Why should he, the white male, have to wait in line like everyone else? He’s superior right?

The cashier rang me up and the cost of the tea was very cheap. I asked her why it was so cheap and the man behind me in line was muttering at me ‘oh come on lady, fucking bitch.’ So I’m trying to talk to the cashier and this asshole behind me is muttering at me and breaking up my attention.

Finally, I had had enough and turned around to face him. I yelled so the whole store heard me.

‘Hey, I waited in line like everyone else. If you don’t like it go to another line!’
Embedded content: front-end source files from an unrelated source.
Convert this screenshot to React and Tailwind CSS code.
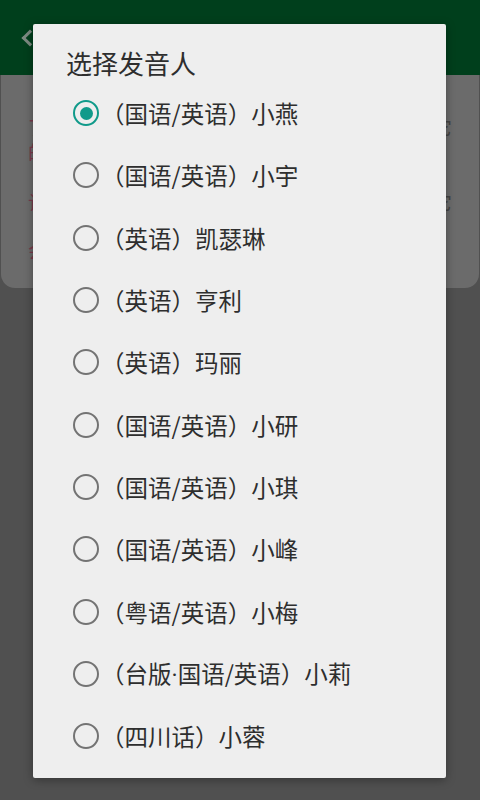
import { useState } from "react";

const speakers = [
  "（国语/英语）小燕",
  "（国语/英语）小宇",
  "（英语）凯瑟琳",
  "（英语）亨利",
  "（英语）玛丽",
  "（国语/英语）小研",
  "（国语/英语）小琪",
  "（国语/英语）小峰",
  "（粤语/英语）小梅",
  "（台版·国语/英语）小莉",
  "（四川话）小蓉",
];

const Radio = ({ checked }) => (
  <span
    className={
      "flex h-[26px] w-[26px] shrink-0 items-center justify-center rounded-full border-[2.5px] " +
      (checked ? "border-[#109a8a]" : "border-[#737373]")
    }
  >
    {checked && <span className="h-[13px] w-[13px] rounded-full bg-[#109a8a]" />}
  </span>
);

// the middle dot is narrow in the original, so it gets a latin font
const Label = ({ text }) => {
  const parts = text.split("·");
  return (
    <span className="ml-[2px] text-[23.5px] leading-[28px]">
      {parts.map((p, i) => (
        <span key={i}>
          {i > 0 && <span className="font-['Roboto']">·</span>}
          {p}
        </span>
      ))}
    </span>
  );
};

const App = () => {
  const [selected, setSelected] = useState(0);

  return (
    <div
      className="relative h-[800px] w-[480px] overflow-hidden bg-[#505050]"
      style={{ fontFamily: '"Noto Sans CJK SC", "Noto Sans", sans-serif' }}
    >
      {/* page behind the dim layer */}
      <div className="flex h-[75px] items-center bg-[#003f1c] pl-[24px]">
        <span className="block h-[12px] w-[12px] rotate-45 border-b-[3px] border-l-[3px] border-[#7d8a82]" />
      </div>
      <div className="mx-[1px] flex h-[213px] flex-col rounded-b-[14px] bg-[#6b6b6b] px-[27px] pt-[39px] text-[19px] leading-[25px] text-[#7b3a4c]">
        <div className="flex justify-between">
          <span>了解更多关于语音合成的设置</span>
          <span className="text-[#444]">它</span>
        </div>
        <span>的发音人</span>
        <div className="mt-[25px] flex justify-between">
          <span>让语音播报更加自然</span>
          <span className="text-[#444]">它</span>
        </div>
        <span className="mt-[23px]">会根据选择切换</span>
      </div>

      {/* dialog */}
      <div className="absolute left-[33px] top-[24px] flex h-[754px] w-[413px] flex-col rounded-[2px] bg-[#eeeeee] text-[#2e2e2e] shadow-[0_2px_10px_rgba(0,0,0,0.35)]">
        <div className="h-[58px] pl-[33px] pt-[24px] text-[26px] leading-[30px]">选择发音人</div>
        <div className="flex flex-col">
          {speakers.map((name, i) => (
            <button
              key={i}
              onClick={() => setSelected(i)}
              className="flex h-[62.3px] items-center pl-[40px] text-left"
            >
              <Radio checked={selected === i} />
              <Label text={name} />
            </button>
          ))}
        </div>
      </div>
    </div>
  );
};

export default App;
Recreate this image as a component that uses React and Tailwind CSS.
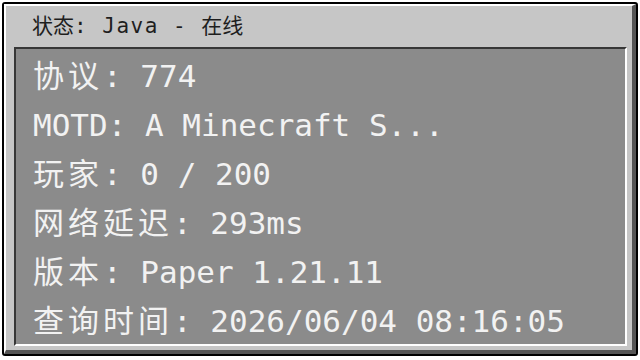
const LINES = [
  '协议: 774',
  'MOTD: A Minecraft S...',
  '玩家: 0 / 200',
  '网络延迟: 293ms',
  '版本: Paper 1.21.11',
  '查询时间: 2026/06/04 08:16:05',
];

// split text into CJK / latin runs so the wide glyphs get their own spacing
function runs(text) {
  const out = [];
  for (const ch of text) {
    const cjk = /[\u3400-\u9fff]/.test(ch);
    const last = out[out.length - 1];
    if (last && last.cjk === cjk) last.s += ch;
    else out.push({ cjk, s: ch });
  }
  return out;
}

function MixedText({ text, cjkClass }) {
  return runs(text).map((r, i) =>
    r.cjk ? <span key={i} className={cjkClass}>{r.s}</span> : <span key={i}>{r.s}</span>
  );
}

export default function App() {
  return (
    <div className="w-[640px] h-[360px] bg-white pl-[2px] pt-[2px] font-['DejaVu_Sans_Mono','Noto_Sans_CJK_SC',monospace]">
      {/* Outer frame */}
      <div className="w-[636px] h-[354px] border-2 border-black rounded-[3px] bg-[#c6c6c6]">
        <div className="h-full flex flex-col border-t-2 border-l-2 border-white border-r-4 border-b-4 border-r-[#555555] border-b-[#555555] pl-[8px] pr-[5px] pb-[4px]">
          {/* Title */}
          <div className="h-[41px] shrink-0 flex items-center pl-[18px] text-[21px] tracking-[1.5px] text-[#1e1e1e] whitespace-pre leading-none">
            <MixedText text="状态: Java - 在线" cjkClass="tracking-[0px]" />
          </div>

          {/* Info panel */}
          <div className="flex-1 bg-[#8b8b8b] border-2 border-t-[#373737] border-l-[#373737] border-r-white border-b-white pl-[17px] pt-[3px] overflow-hidden">
            {LINES.map((line) => (
              <div key={line} className="h-[49px] leading-[49px] text-[31px] text-[#f2f2f2] whitespace-pre">
                <MixedText text={line} cjkClass="tracking-[4px]" />
              </div>
            ))}
          </div>
        </div>
      </div>
    </div>
  );
}
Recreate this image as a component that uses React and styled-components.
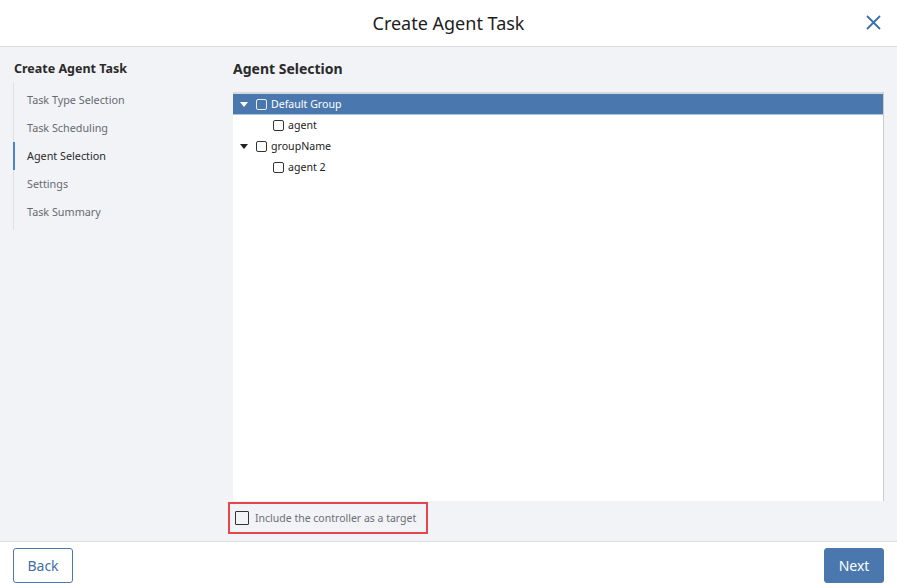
import React from "react";
import styled, { createGlobalStyle } from "styled-components";

const GlobalStyle = createGlobalStyle`
  html, body, #root {
    margin: 0;
    height: 100%;
  }
  body {
    font-family: "Noto Sans", "Open Sans", sans-serif;
    color: #222;
  }
  * {
    box-sizing: border-box;
  }
`;

const steps = [
  "Task Type Selection",
  "Task Scheduling",
  "Agent Selection",
  "Settings",
  "Task Summary",
];

const tree = [
  { name: "Default Group", selected: true, children: ["agent"] },
  { name: "groupName", selected: false, children: ["agent 2"] },
];

const Caret = ({ light }) => (
  <CaretBox>
    <svg width="8" height="5" viewBox="0 0 8 5">
      <path d="M0 0 L8 0 L4 5 Z" fill={light ? "#fff" : "#222"} />
    </svg>
  </CaretBox>
);

const App = () => {
  return (
    <Page>
      <GlobalStyle />
      <Header>
        <Title>Create Agent Task</Title>
        <CloseButton aria-label="close">
          <svg width="15" height="15" viewBox="0 0 15 15">
            <path
              d="M1 1 L14 14 M14 1 L1 14"
              stroke="#3f6fa6"
              strokeWidth="1.8"
              fill="none"
            />
          </svg>
        </CloseButton>
      </Header>

      <Body>
        <Sidebar>
          <SideTitle>Create Agent Task</SideTitle>
          <StepList>
            {steps.map((s) => (
              <Step key={s} active={s === "Agent Selection"}>
                {s}
              </Step>
            ))}
          </StepList>
        </Sidebar>

        <Main>
          <SectionTitle>Agent Selection</SectionTitle>
          <TreePanel>
            {tree.map((g) => (
              <React.Fragment key={g.name}>
                <Row selected={g.selected}>
                  <Caret light={g.selected} />
                  <Box light={g.selected} />
                  <Label>{g.name}</Label>
                </Row>
                {g.children.map((c) => (
                  <Row key={c} child>
                    <Box />
                    <Label>{c}</Label>
                  </Row>
                ))}
              </React.Fragment>
            ))}
          </TreePanel>
          <ControllerOption>
            <BigBox />
            <OptionText>Include the controller as a target</OptionText>
          </ControllerOption>
        </Main>
      </Body>

      <Footer>
        <BackButton>Back</BackButton>
        <NextButton>Next</NextButton>
      </Footer>
    </Page>
  );
};

export default App;

const Page = styled.div`
  width: 897px;
  height: 587px;
  display: flex;
  flex-direction: column;
  background: #f2f3f7;
  overflow: hidden;
`;

const Header = styled.div`
  height: 47px;
  flex-shrink: 0;
  background: #fff;
  border-bottom: 1px solid #dcdde2;
  display: flex;
  align-items: center;
  justify-content: center;
  position: relative;
`;

const Title = styled.div`
  font-size: 18px;
  color: #1d1d1d;
`;

const CloseButton = styled.div`
  position: absolute;
  right: 16px;
  top: 15px;
  width: 15px;
  height: 15px;
  display: flex;
`;

const Body = styled.div`
  flex: 1;
  display: flex;
  min-height: 0;
`;

const Sidebar = styled.div`
  width: 233px;
  flex-shrink: 0;
  padding: 13px 0 0 13px;
`;

const SideTitle = styled.div`
  font-size: 12.5px;
  font-weight: 700;
  color: #2a2a2a;
  height: 18px;
  line-height: 18px;
  padding-left: 1px;
`;

const StepList = styled.div`
  margin-top: 5px;
  border-left: 1px solid #dfe0e5;
  display: flex;
  flex-direction: column;
  padding: 3px 0 4px;
`;

const Step = styled.div`
  height: 28px;
  line-height: 28px;
  padding-left: 12px;
  margin-left: -1px;
  font-size: 10.8px;
  color: ${(p) => (p.active ? "#2a2a2a" : "#666a70")};
  border-left: 2px solid ${(p) => (p.active ? "#4a86c5" : "transparent")};
`;

const Main = styled.div`
  flex: 1;
  display: flex;
  flex-direction: column;
  padding: 13px 13px 7px 0;
  min-width: 0;
`;

const SectionTitle = styled.div`
  font-size: 14px;
  font-weight: 700;
  color: #2a2a2a;
  height: 18px;
  line-height: 18px;
`;

const TreePanel = styled.div`
  margin-top: 14px;
  flex: 1;
  background: #fff;
  border-top: 2px solid #d7d9de;
  border-right: 1px solid #c9cbd0;
  display: flex;
  flex-direction: column;
`;

const Row = styled.div`
  height: 21px;
  display: flex;
  align-items: center;
  padding-left: ${(p) => (p.child ? "40px" : "7px")};
  background: ${(p) => (p.selected ? "#4a78ae" : "transparent")};
  border-bottom: 1px solid ${(p) => (p.selected ? "#a9c4e4" : "transparent")};
  color: ${(p) => (p.selected ? "#fff" : "#222")};
`;

const CaretBox = styled.div`
  width: 16px;
  display: flex;
  align-items: center;
`;

const Box = styled.div`
  width: 11px;
  height: 11px;
  border: 1px solid ${(p) => (p.light ? "#e6eef8" : "#333")};
  border-radius: 2px;
  margin-right: 4px;
  flex-shrink: 0;
`;

const Label = styled.span`
  font-size: 10.6px;
  line-height: 14px;
`;

const ControllerOption = styled.div`
  margin-left: -5px;
  margin-top: 1px;
  width: 200px;
  height: 32px;
  border: 2px solid #e2474b;
  display: flex;
  align-items: center;
  padding-left: 5px;
`;

const BigBox = styled.div`
  width: 14px;
  height: 14px;
  border: 1px solid #333;
  border-radius: 1px;
  margin-right: 6px;
`;

const OptionText = styled.span`
  font-size: 10.5px;
  color: #6b6e74;
`;

const Footer = styled.div`
  height: 46px;
  flex-shrink: 0;
  background: #fff;
  border-top: 1px solid #dcdde2;
  display: flex;
  align-items: center;
  justify-content: space-between;
  padding: 2px 13px 0 13px;
`;

const Button = styled.button`
  width: 60px;
  height: 35px;
  border-radius: 3px;
  font-family: "Noto Sans", sans-serif;
  font-size: 14px;
  cursor: pointer;
`;

const BackButton = styled(Button)`
  background: #fff;
  border: 1px solid #4a78ae;
  color: #3f6fa6;
`;

const NextButton = styled(Button)`
  background: #4a78ae;
  border: 1px solid #4a78ae;
  color: #fff;
`;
He turned away from me, embarrassed. He knew the entire store was looking at him. I was ready to rip him a new one if he talked back. He didn’t.

He thought he could sit there and abuse me without me saying a word because when you’re trained into femininity, you are supposed to be nice and silent and take it. Men depend on this to harm women. Since I am close to 50, and I don’t give a shit about gender dominance and I assert my humanity, I ripped him a new one. It felt really good.

Men need retraining, they’re garbage.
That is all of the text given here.